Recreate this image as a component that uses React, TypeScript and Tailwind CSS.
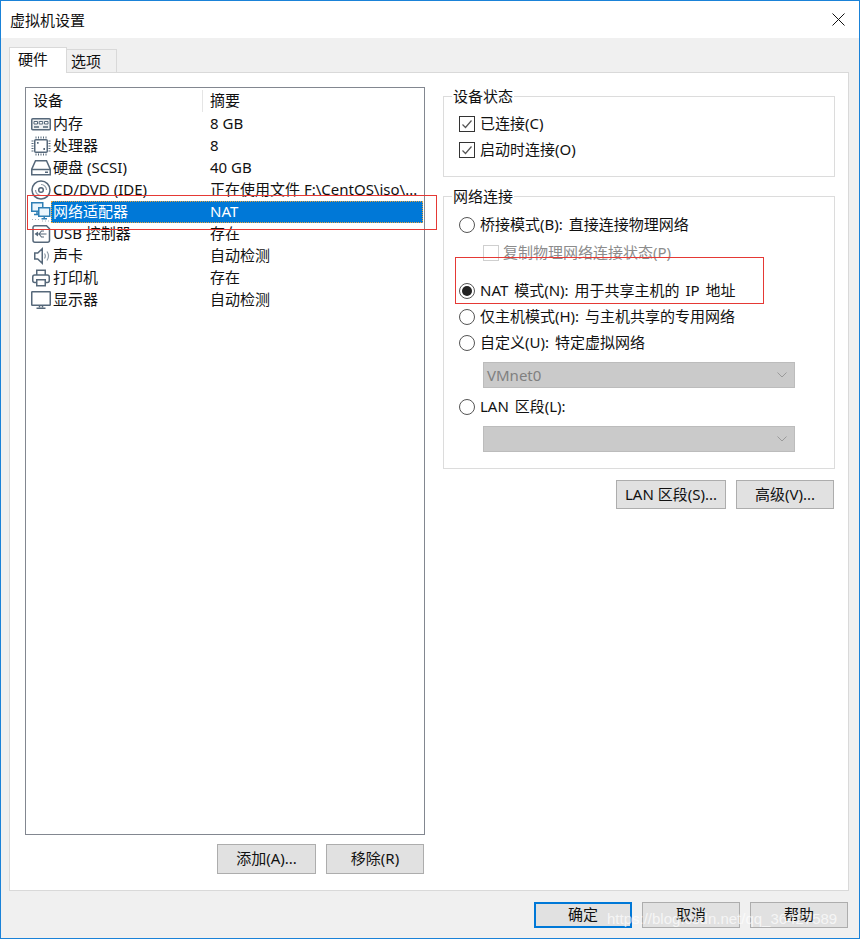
const font = "font-['Noto_Sans','Noto_Sans_CJK_SC',sans-serif]";

function DeviceIcon({ name }: { name: string }) {
  const s = '#56687a';
  return (
    <svg width="20" height="20" viewBox="0 0 20 20" fill="none" stroke={s} strokeWidth="1.5" className="shrink-0">
      {name === 'mem' && (
        <>
          <rect x="0.750" y="4.750" width="18.500" height="11" rx="1" fill="#eef0f2" />
          <path d="M3 7.500h3.500v2.500h-3.500zM8.200 7.500h3.500v2.500h-3.500zM13.500 7.500h3.500v2.500h-3.500z" strokeWidth="1" fill="#fff" />
          <path d="M3 13h5M12 13h5" strokeWidth="1.500" />
        </>
      )}
      {name === 'cpu' && (
        <>
          <rect x="3.750" y="3.750" width="12.500" height="12.500" rx="1" fill="#fff" />
          <path d="M5 0.500v2M7.500 0.500v2M10 0.500v2M12.500 0.500v2M15 0.500v2M5 17.500v2M7.500 17.500v2M10 17.500v2M12.500 17.500v2M15 17.500v2M0.500 5h2M0.500 7.500h2M0.500 10h2M0.500 12.500h2M0.500 15h2M17.500 5h2M17.500 7.500h2M17.500 10h2M17.500 12.500h2M17.500 15h2" strokeWidth="1" />
          <path d="M6 6.800h1.600M12.400 13h1.600" strokeWidth="1.800" />
        </>
      )}
      {name === 'disk' && (
        <>
          <path d="M4.500 2.750h11l3.750 8.500v5.500h-18.500v-5.500z" fill="#fff" />
          <path d="M0.750 11.500h18.500" />
          <path d="M14 14.250h3" />
        </>
      )}
      {name === 'cd' && (
        <>
          <circle cx="10" cy="10" r="9" fill="#fff" />
          <circle cx="10" cy="10" r="2.300" />
          <path d="M10 4.500a5.500 5.500 0 0 1 5.500 5.500M10 15.500a5.500 5.500 0 0 1-5.500-5.500" stroke="#8d9aa6" strokeWidth="1.200" />
        </>
      )}
      {name === 'net' && (
        <>
          <rect x="0.750" y="0.750" width="11" height="8.500" fill="#eaf5fc" stroke="#2f7fb5" />
          <path d="M6 9.500v2.500M3 12.500h6" stroke="#2f7fb5" />
          <rect x="7.750" y="5.750" width="11" height="8.500" fill="#eaf5fc" stroke="#2f7fb5" />
          <path d="M13.250 14.500v2M10.500 16.750h5.500" stroke="#2f7fb5" />
          <path d="M1 17.500h1M4 17.500h1M7 17.500h1M11 19h1M14 19h1M17 19h1" stroke="#a9b2ba" strokeWidth="1" />
        </>
      )}
      {name === 'usb' && (
        <>
          <path d="M4.500 1.750h11l3 3v11.500a2 2 0 0 1-2 2h-12.500a2 2 0 0 1-2-2v-12.500a2 2 0 0 1 2-2z" fill="#fff" />
          <path d="M4.500 10h11M4.500 10l2-1.500v3zM8 10l2.500-3h2.500M8 10l2.500 3h2.500" strokeWidth="1.100" />
        </>
      )}
      {name === 'sound' && (
        <>
          <path d="M3.750 7h3l4.500-4.250v14.500l-4.500-4.250h-3z" fill="#fff" />
          <path d="M13.500 7.500c1 1.500 1 3.500 0 5M16 5.500c2 3 2 6 0 9" stroke="#8d9aa6" strokeWidth="1.200" />
        </>
      )}
      {name === 'print' && (
        <>
          <path d="M5.750 7v-4.750h8.500v4.750" fill="#fff" />
          <rect x="1.750" y="7" width="16.500" height="7.500" rx="2" fill="#fff" />
          <rect x="5.750" y="11.750" width="8.500" height="6" fill="#fff" />
        </>
      )}
      {name === 'display' && (
        <>
          <rect x="0.750" y="1.750" width="18.500" height="13.500" rx="0.500" fill="#fff" strokeWidth="1.500" />
          <path d="M5.500 18.250h9" strokeWidth="1.500" />
          <path d="M8.500 15.500v2M11.500 15.500v2" strokeWidth="1.500" />
        </>
      )}
    </svg>
  );
}

function Radio({ on, label }: { on?: boolean; label: string }) {
  return (
    <div className="flex items-center h-[22px] pl-[15px]">
      <span className="w-4 h-4 rounded-full border border-[#555] bg-white flex items-center justify-center shrink-0">
        {on && <span className="w-[10px] h-[10px] rounded-full bg-[#222]" />}
      </span>
      <span className="ml-[5px] pb-[2px] whitespace-nowrap [word-spacing:2px]">{label}</span>
    </div>
  );
}

function Check({ label }: { label: string }) {
  return (
    <div className="flex items-center h-[26px] pl-[15px]">
      <span className="w-[16px] h-[16px] border border-[#333] bg-white flex items-center justify-center shrink-0">
        <svg width="12" height="12" viewBox="0 0 12 12" fill="none" stroke="#555" strokeWidth="1.200">
          <path d="M1.500 6.500l3 3 6-7" />
        </svg>
      </span>
      <span className="ml-[5px] pb-[2px]">{label}</span>
    </div>
  );
}

function DropBox({ value }: { value?: string }) {
  return (
    <div className="ml-[39px] w-[312px] h-[26px] bg-[#cacaca] border border-[#bcbcbc] flex items-center justify-between pl-[3px] pr-[7px] text-[#808080]">
      <span>{value}</span>
      <svg width="10" height="6" viewBox="0 0 10 6" fill="none" stroke="#9a9a9a" strokeWidth="1">
        <path d="M0.500 0.500l4.500 4.500 4.500-4.500" />
      </svg>
    </div>
  );
}

function Btn({ w, children, active }: { w: string; children: React.ReactNode; active?: boolean }) {
  return (
    <div className={`${w} flex items-center justify-center whitespace-nowrap pb-[2px] bg-[#e1e1e1] ${active ? 'border-2 border-[#0078d7]' : 'border border-[#adadad]'}`}>
      {children}
    </div>
  );
}

const devices = [
  { id: 'mem', name: '内存', sum: '8 GB' },
  { id: 'cpu', name: '处理器', sum: '8' },
  { id: 'disk', name: '硬盘 (SCSI)', sum: '40 GB' },
  { id: 'cd', name: 'CD/DVD (IDE)', sum: '正在使用文件 F:\\CentOS\\iso\\...' },
  { id: 'net', name: '网络适配器', sum: 'NAT' },
  { id: 'usb', name: 'USB 控制器', sum: '存在' },
  { id: 'sound', name: '声卡', sum: '自动检测' },
  { id: 'print', name: '打印机', sum: '存在' },
  { id: 'display', name: '显示器', sum: '自动检测' },
];

export default function App() {
  return (
    <div className={`${font} relative w-[860px] h-[939px] bg-[#f0f0f0] border border-[#1a82d8] text-[15px] leading-[20px] text-[#111] overflow-hidden`}>
      {/* title bar */}
      <div className="h-[37px] bg-white flex items-center justify-between pl-[9px] pr-[14px]">
        <span>虚拟机设置</span>
        <svg width="13" height="13" viewBox="0 0 13 13" stroke="#111" strokeWidth="1" fill="none">
          <path d="M0.500 0.500l12 12M12.500 0.500l-12 12" />
        </svg>
      </div>

      {/* tabs */}
      <div className="flex items-end h-[34px] pl-[8px] relative z-10">
        <div className="w-[58px] h-[26px] bg-white border border-[#d9d9d9] border-b-0 flex items-start pt-[1px] pl-[8px] mb-[-1px]">硬件</div>
        <div className="w-[50px] h-[23px] bg-[#f0f0f0] border border-[#d9d9d9] border-b-0 border-l-0 flex items-center pl-[4px]">选项</div>
      </div>

      {/* panel */}
      <div className="ml-[8px] w-[840px] h-[819px] bg-white border border-[#d9d9d9] flex">
        <div className="w-[433px] pl-[15px] pt-[14px] shrink-0">
          <div className="w-[400px] h-[748px] border border-[#828790]">
            <div className="flex h-[25px] items-center">
              <span className="w-[177px] pl-[7px] border-r border-[#e5e5e5] h-[22px] leading-[20px]">设备</span>
              <span className="pl-[7px] pb-[2px]">摘要</span>
            </div>
            {devices.map((d) => (
              <div key={d.id} className="flex items-center h-[22px]">
                <div className="w-[25px] pl-[5px] flex justify-start shrink-0">
                  <DeviceIcon name={d.id} />
                </div>
                <div className={`flex flex-1 h-[22px] items-center pb-[2px] mr-px ${d.id === 'net' ? 'bg-[#0078d7] text-white border border-dotted border-[#e8a33d]' : ''}`}>
                  <span className={`${d.id === 'net' ? 'w-[158px] pl-[1px]' : 'w-[159px] pl-[2px]'} whitespace-nowrap`}>{d.name}</span>
                  <span className="whitespace-nowrap">{d.sum}</span>
                </div>
              </div>
            ))}
          </div>
          <div className="flex justify-end gap-[10px] w-[399px] mt-[9px] h-[30px]">
            <Btn w="w-[99px]">添加(A)...</Btn>
            <Btn w="w-[98px]">移除(R)</Btn>
          </div>
        </div>

        <div className="w-[392px] pt-[23px]">
          <div className="relative w-[392px] h-[81px] border border-[#dcdcdc]">
            <span className="absolute left-[8px] top-[-11px] bg-white px-px">设备状态</span>
            <div className="pt-[14px]">
              <Check label="已连接(C)" />
              <Check label="启动时连接(O)" />
            </div>
          </div>

          <div className="relative w-[392px] h-[273px] border border-[#dcdcdc] mt-[19px]">
            <span className="absolute left-[8px] top-[-11px] bg-white px-px">网络连接</span>
            <div className="pt-[17px]">
              <Radio label="桥接模式(B): 直接连接物理网络" />
              <div className="flex items-center h-[22px] mt-[6px] pl-[39px] text-[#8c8c8c]">
                <span className="w-4 h-4 border border-[#cfcfcf] bg-white shrink-0" />
                <span className="ml-[4px] pb-[2px]">复制物理网络连接状态(P)</span>
              </div>
              <div className="mt-[16px]"><Radio on label="NAT 模式(N): 用于共享主机的 IP 地址" /></div>
              <div className="mt-[4px]"><Radio label="仅主机模式(H): 与主机共享的专用网络" /></div>
              <div className="mt-[4px]"><Radio label="自定义(U): 特定虚拟网络" /></div>
              <div className="mt-[8px]"><DropBox value="VMnet0" /></div>
              <div className="mt-[8px]"><Radio label="LAN 区段(L):" /></div>
              <div className="mt-[8px]"><DropBox /></div>
            </div>
          </div>

          <div className="flex justify-end gap-[10px] mt-[11px] h-[29px] w-[391px]">
            <Btn w="w-[110px]">LAN 区段(S)...</Btn>
            <Btn w="w-[98px]">高级(V)...</Btn>
          </div>
        </div>
      </div>

      {/* footer buttons */}
      <div className="flex justify-end gap-[10px] mt-[11px] h-[26px] pr-[11px]">
        <Btn w="w-[98px]" active>确定</Btn>
        <Btn w="w-[98px]">取消</Btn>
        <Btn w="w-[98px]">帮助</Btn>
      </div>

      {/* annotations drawn over the dialog */}
      <div className="absolute left-[26px] top-[194px] w-[410px] h-[35px] border border-[#e53935]" />
      <div className="absolute left-[454px] top-[256px] w-[309px] h-[47px] border border-[#e53935]" />
      <span className="absolute left-[606px] top-[908px] text-[15px] leading-[20px] text-white/70 font-['Liberation_Sans',sans-serif] whitespace-nowrap">https://blog.csdn.net/qq_36427589</span>
    </div>
  );
}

□ □ □ □

__Exercise directions__. In the data above, tally the lines holding "React" and answer with the figure only.

__Complete response__. 2